Still, says McArthur, the perception that rigorous grading produces poor evaluations does exist, and the task force has attempted to deal with it both by investigating the credibility of such claims and by considering procedures that would indemnify faculty against "punishment" for maintaining high standards.
The task force also is trying to resolve widespread variability between departments' grading patterns. Statistics show that one department gave virtually nothing but A's and B's in a recent year, while others gave a much lower percentage. McArthur said this disparity is unfair to students competing for Latin honors and other all-College distinctions. He is collecting reports from all departments to aid in assessing the origins of these differences and ways to remedy them.
Despite acknowledging that average grades have risen, thus raising the possibility they would be viewed as less credible, McArthur says the phenomenon probably hasn't impaired Colby students entering graduate school or the workplace. "Because of the universal nature of this problem, our students have not been put at a disadvantage," he said.

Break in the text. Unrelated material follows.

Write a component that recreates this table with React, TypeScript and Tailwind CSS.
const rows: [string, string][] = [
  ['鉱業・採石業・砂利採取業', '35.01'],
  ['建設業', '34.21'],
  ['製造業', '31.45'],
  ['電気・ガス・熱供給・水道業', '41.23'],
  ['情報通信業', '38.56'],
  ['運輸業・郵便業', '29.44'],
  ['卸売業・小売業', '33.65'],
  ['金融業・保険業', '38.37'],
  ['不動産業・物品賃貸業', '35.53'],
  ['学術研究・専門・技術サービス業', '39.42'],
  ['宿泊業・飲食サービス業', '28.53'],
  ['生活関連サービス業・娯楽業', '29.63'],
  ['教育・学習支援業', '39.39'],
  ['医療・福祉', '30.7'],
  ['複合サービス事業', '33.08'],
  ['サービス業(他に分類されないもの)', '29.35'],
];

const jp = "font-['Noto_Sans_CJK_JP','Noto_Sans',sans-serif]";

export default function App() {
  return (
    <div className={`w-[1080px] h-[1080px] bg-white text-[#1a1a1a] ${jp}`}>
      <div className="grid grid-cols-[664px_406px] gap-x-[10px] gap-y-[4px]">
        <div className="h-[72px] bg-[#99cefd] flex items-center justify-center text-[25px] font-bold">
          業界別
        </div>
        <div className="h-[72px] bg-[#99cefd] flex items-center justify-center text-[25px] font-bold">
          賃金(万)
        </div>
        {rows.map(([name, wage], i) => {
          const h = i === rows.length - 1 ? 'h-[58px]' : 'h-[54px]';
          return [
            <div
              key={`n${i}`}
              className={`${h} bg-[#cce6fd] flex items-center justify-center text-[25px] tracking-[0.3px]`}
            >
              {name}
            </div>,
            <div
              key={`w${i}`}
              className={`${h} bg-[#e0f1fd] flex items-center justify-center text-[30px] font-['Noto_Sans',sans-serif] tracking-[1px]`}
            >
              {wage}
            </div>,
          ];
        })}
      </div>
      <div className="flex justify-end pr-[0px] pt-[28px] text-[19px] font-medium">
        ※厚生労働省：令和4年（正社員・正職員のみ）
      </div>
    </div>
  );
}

Study will continue through most of the next academic year, McArthur says, and the task force will prepare a set of recommendations aimed at addressing the core issues involved with grade inflation. "The study already has changed some behavior," he said. "Faculty are talking about and thinking about their own grading practices. We've begun a dialogue about what grades mean and how they should be administered. I expect more positive benefits to come out of this."